The above statement easily summarizes my entire position. A position founded upon a recognition of class war and the extent of that struggle. To base the protection of gun ownership on a principle of ownership is to set your foundation in erosion. These lofty abstractions are meaningless; especially when they do nothing to challenge the material existence of the status quo. Talking aimlessly about natural rights of gun ownership only reaffirms the poverty of ethics. At most such abstractions are petty bourgeois talking-points with no sense of direction, and thus can be of no service to a revolutionary.By allowing the bourgeois state to monopolize the ownership of these tools, we only hurt the working class. The liberation of the working class must be our utmost priority, for without it, a truly ethical system is unreachable and humanity will forever be subjugated. It is for this reason, not for a love of guns, that Marx writes:
“… the workers must be armed and organized. The whole proletariat must be armed at once with muskets, rifles, cannon and ammunition… Under no pretext should arms and ammunition be surrendered; any attempt to disarm the workers must be frustrated, by force if necessary. ” – Karl Marx, Address of the Central Committee to the Communist League
Marx realized that class struggle means giving the working class every possible tool to ensure its victory. By concentrating the ownership of firearms into the propertied class, or its state organs, one is only stacking the odds against the working class. It will be argued that this quote from Marx is outdated and refers specifically to the conditions of the workers in Britain. Such an analysis fails to realize that the class war has not yet been won. Yes, times have changed, the mode of production has evolved, but it still remains firmly in the hands of the capitalist class. Any hint of socialist policies progressing in our society is illusory. Any concessions made to labor have only reaffirmed the victory of Capital and made more resolute the bourgeois position against social revolution.
Capital remains firmly in command.
As long as Capital dominates property relations, so too will bourgeois interests dominate the socio-political realm. This brings me full circle to a previous article of mine (see: The Poverty of Ethics: Dissecting the Non-aggression Principe). My primary argument being that socio-political action divorced from a contextual understanding of property relations will always serve to reproduce those same relations. Meaning (at least in this context), it is nearly impossible for a conscious directive from the bourgeois state to damage the interests of the capitalist class. This is one of the primary reasons why reformist actions have only served to re-entrench the bourgeois as the dominant class and co-opt the genuine class struggle.
Historically, this is becomes even more obvious. From a historical materialist perspective, gun control, among other weapon bans, has been utilized by the ruling class to consolidate power and crush resistance. Nearly every fascist leader has restricted gun ownership of the working class and used such leverage to execute unspeakable atrocities against those who would stand in resistance to their tyranny. Likewise, a gun ban or severe gun controls in the United States could only hurt revolutionaries and working class people, by making resistance to neoliberal policies illegal and violence against the masses impossible to mitigate.
Thus, the whole of the Marxist position on gun rights can only be a pragmatic one that exists to move the working class towards victory.

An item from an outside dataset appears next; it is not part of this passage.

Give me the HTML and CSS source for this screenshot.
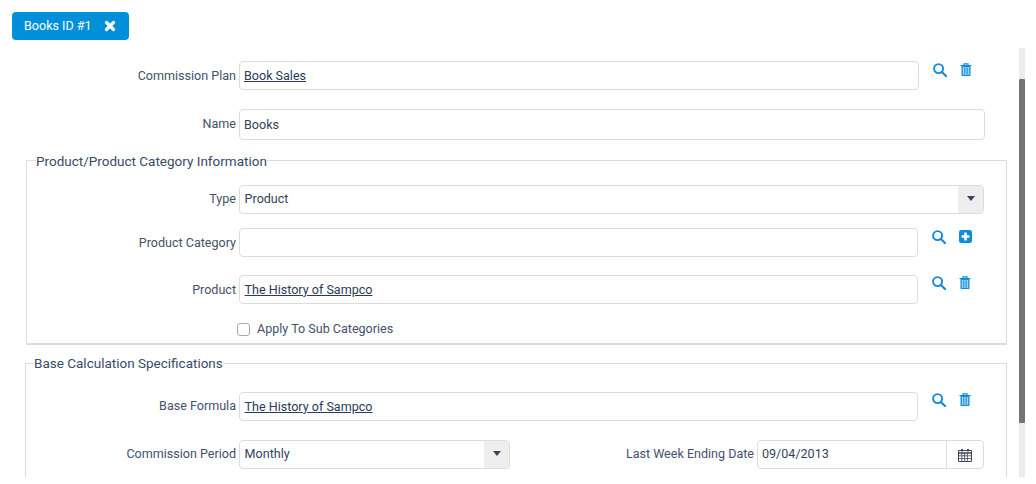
FILE: index.html
```html
<!DOCTYPE html>
<html lang="en">
<head>
<meta charset="utf-8">
<title>Books ID #1</title>
<link rel="stylesheet" href="styles.css">
</head>
<body>
<svg class="defs" width="0" height="0" aria-hidden="true">
  <symbol id="i-search" viewBox="0 0 14 14"><circle cx="5.6" cy="5.6" r="4.5" fill="none" stroke="currentColor" stroke-width="1.9"/><path d="M8.9 8.9l4.1 4.1" fill="none" stroke="currentColor" stroke-width="2.1" stroke-linecap="round"/></symbol>
  <symbol id="i-trash" viewBox="0 0 11 13"><path d="M3.5 2V.8h4V2M0 2.5h11" fill="none" stroke="currentColor" stroke-width="1.2"/><path d="M1 3v9.1c0 .5.3.9.8.9h7.4c.5 0 .8-.4.8-.9V3z" fill="currentColor"/><path d="M2.3 4v7.8h6.4V4z" fill="#b9d9f2"/><path d="M3.9 4.3v7.2M5.5 4.3v7.2M7.1 4.3v7.2" stroke="currentColor" stroke-width=".8"/></symbol>
  <symbol id="i-plus" viewBox="0 0 12 12"><rect width="12" height="12" rx="2" fill="currentColor"/><path d="M6 2.4v7.2M2.4 6h7.2" stroke="#fff" stroke-width="2.4"/></symbol>
  <symbol id="i-close" viewBox="0 0 12 12"><path d="M2.5 2.5l7 7M9.5 2.5l-7 7" stroke="currentColor" stroke-width="3.2" stroke-linecap="round"/></symbol>
  <symbol id="i-cal" viewBox="0 0 14 14"><path d="M.5 2.5h13v11H.5z" fill="#fff" stroke="currentColor"/><path d="M1 5h12" stroke="currentColor" stroke-width="1.6"/><path d="M1 7.8h12M1 10.6h12M3.8 5v8M6.6 5v8M9.4 5v8" stroke="currentColor" stroke-width=".8"/><path d="M4 1v2.5M10 1v2.5" stroke="currentColor" stroke-width="1.8"/></symbol>
</svg>
<header class="tabs">
  <button class="tab" type="button">Books ID #1<svg class="tab-x"><use href="#i-close"/></svg></button>
</header>
<div class="shell">
  <main class="pane">
    <div class="row row-plan">
      <label class="lbl">Commission Plan</label>
      <div class="field w-680 lift"><a class="link" href="#">Book Sales</a></div>
      <div class="acts act-plan"><svg class="ic-s"><use href="#i-search"/></svg><svg class="ic-t"><use href="#i-trash"/></svg></div>
    </div>
    <div class="row row-name">
      <label class="lbl lbl-up">Name</label>
      <div class="field w-746 tall">Books</div>
    </div>

    <fieldset class="group group-a">
      <legend>Product/Product Category Information</legend>
      <div class="row row-type">
        <label class="lbl lift">Type</label>
        <div class="field w-745 sel lift-in"><span class="sel-v">Product</span><span class="caret"></span></div>
      </div>
      <div class="row row-cat">
        <label class="lbl">Product Category</label>
        <div class="field w-679"></div>
        <div class="acts act-cat"><svg class="ic-s"><use href="#i-search"/></svg><svg class="ic-p"><use href="#i-plus"/></svg></div>
      </div>
      <div class="row row-prod">
        <label class="lbl">Product</label>
        <div class="field w-679 lift-3"><a class="link" href="#">The History of Sampco</a></div>
        <div class="acts act-prod"><svg class="ic-s"><use href="#i-search"/></svg><svg class="ic-t"><use href="#i-trash"/></svg></div>
      </div>
      <div class="row row-check">
        <span class="box"></span><span class="check-t">Apply To Sub Categories</span>
      </div>
    </fieldset>

    <fieldset class="group group-b">
      <legend>Base Calculation Specifications</legend>
      <div class="row row-formula">
        <label class="lbl lift-2">Base Formula</label>
        <div class="field w-679 lift-3"><a class="link" href="#">The History of Sampco</a></div>
        <div class="acts act-prod"><svg class="ic-s"><use href="#i-search"/></svg><svg class="ic-t"><use href="#i-trash"/></svg></div>
      </div>
      <div class="row row-period">
        <label class="lbl lift-2">Commission Period</label>
        <div class="field w-271 sel lift-in"><span class="sel-v">Monthly</span><span class="caret"></span></div>
        <label class="lbl lbl-date lift-2">Last Week Ending Date</label>
        <div class="field w-227 date lift-in"><span class="sel-v">09/04/2013</span><span class="cal"><svg class="ic-c"><use href="#i-cal"/></svg></span></div>
      </div>
    </fieldset>
  </main>
  <div class="bar"><div class="thumb"></div></div>
</div>
</body>
</html>
```
FILE: styles.css
```css
* { box-sizing: border-box; }
html, body { margin: 0; height: 484px; overflow: hidden; background: #fff; }
body { font: 12.55px/18px Roboto, "Liberation Sans", sans-serif; color: #3b4a5e; }
.defs { position: absolute; }
.tabs { height: 48px; padding: 12px 0 0 12px; }
.tab {
  display: flex; align-items: center; width: 117px; height: 28px; padding: 0 0 0 12px;
  border: 0; border-radius: 4px; background: #0090d9; color: #fff; font: inherit;
}
.tab-x { width: 12px; height: 12px; margin-left: 12.5px; color: #fff; }
.shell { display: flex; height: 429px; }
.pane { width: 1019px; height: 429px; overflow: hidden; }
.bar { width: 6px; height: 429px; background: #ececec; padding-top: 31px; }
.thumb { height: 344px; background: #757273; border-radius: 1px; }

.row { display: flex; align-items: center; }
.lbl { width: 236px; flex: none; text-align: right; color: #43526a; }
.lbl-up { margin-top: -2px; }
.lift { padding-bottom: 1px; }
.lift-2 { padding-bottom: 2px; }
.lift-3 { padding-bottom: 3px; }
.field {
  flex: none; height: 29px; margin-left: 3px; padding: 0 4px; display: flex; align-items: center;
  border: 1px solid #dcdcdc; border-radius: 4px; background: #fff; color: #35445a;
}
.link { color: #2b3b55; text-decoration: underline; }
.w-680 { width: 680px; }
.w-746 { width: 746px; }
.w-745 { width: 745px; }
.w-679 { width: 679px; }
.w-271 { width: 271px; }
.w-227 { width: 227px; }
.tall { height: 31px; }

.row-plan { margin-top: 13px; }
.row-name { margin-top: 19px; }
.acts { display: flex; align-items: center; margin-left: 14px; height: 14px; color: #0c8ddb; }
.act-plan { margin-top: -12px; }
.act-cat { margin-top: -12px; }
.act-prod { margin-top: -14px; }
.ic-s { width: 14px; height: 14px; color: #1487dc; }
.ic-t { width: 12px; height: 13px; margin-left: 13px; }
.ic-p { width: 13px; height: 13px; margin-left: 13px; }

.group { margin: 0; min-width: 0; border: 1px solid #dcdcdc; }
.group legend { padding: 0; font-size: 13.5px; line-height: 18px; color: #3b4a66; }
.group-a { width: 981px; height: 195px; margin: 10px 0 0 26px; padding: 0; border-bottom-width: 2px; }
.group-a legend { margin-left: 9px; padding-top: 2px; }
.group-b { width: 982px; height: 140px; margin: 9px 0 0 25px; padding: 0; }
.group-b legend { margin-left: 8px; }
.group .lbl { width: 209px; }
.group-b .lbl { width: 210px; }
.group .field { padding-left: 4.6px; }
.group .sel, .group .date { padding: 0; }

.row-type { margin-top: 15px; }
.row-cat { margin-top: 14px; }
.row-prod { margin-top: 18px; }
.row-check { margin: 16px 0 0 210px; }
.box { width: 13px; height: 13px; border: 1px solid #a9a9a9; border-radius: 3px; background: #fff; }
.check-t { margin-left: 7px; color: #43526a; }
.row-formula { margin-top: 20px; }
.row-period { margin-top: 19px; }

.sel, .date { padding: 0; overflow: hidden; }
.sel-v { flex: 1; padding-left: 4.6px; }
.lift-in .sel-v { padding-bottom: 2px; }
.date .sel-v { padding-left: 4px; }
.caret {
  width: 25px; height: 100%; background: #eeeeee; position: relative; flex: none;
}
.caret::after {
  content: ""; position: absolute; left: 9px; top: 10px;
  border: 4px solid transparent; border-top: 5px solid #36455c; border-bottom: 0;
}
.group-b .lbl.lbl-date { width: 244px; }
.cal { width: 37px; height: 100%; border-left: 1px solid #dcdcdc; display: flex; align-items: center; justify-content: center; flex: none; }
.ic-c { width: 14px; height: 14px; color: #3a4658; }
```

This is also an important difference between a Liberal (as known in the American political realm) and a Marxist. A Marxist seeks to liberate humanity, to change the world. A Liberal seeks to propel bourgeois abstractions, to reinterpret the existing world. Unfortunately, petty bourgeois principles that ignore material conditions are just that, petty.
A completely separate question is whether or not such a wide possession of firearms will exist in a socialist society. To give my brief opinion, yes; however, in a much different circumstance and purpose than that possession exists today. Today, gun possession should be utilized to protect the worker from exploitative advances. In a socialist society, gun ownership would be maintained by the organized proletariat as a socially necessary tool to remain firmly in power. Gun controls might also be introduced, in a socialist society, against counter-revolutionaries, fascists, or belligerent class enemies who seek to restore capitalism. This, however, is a totally different issue for a totally different article.
In truth, no one want to see more children die. No one wants to see more innocent lives lost. Yet, we must recognize that gun control is not the answer, and as Marxists, resist such attempts to hurt the working class. Only then can we realize a truly safe world. Safe not only from crazed gunmen in our schools but from the masked insanity of capitalist accumulation that threatens the well-being of our entire reality.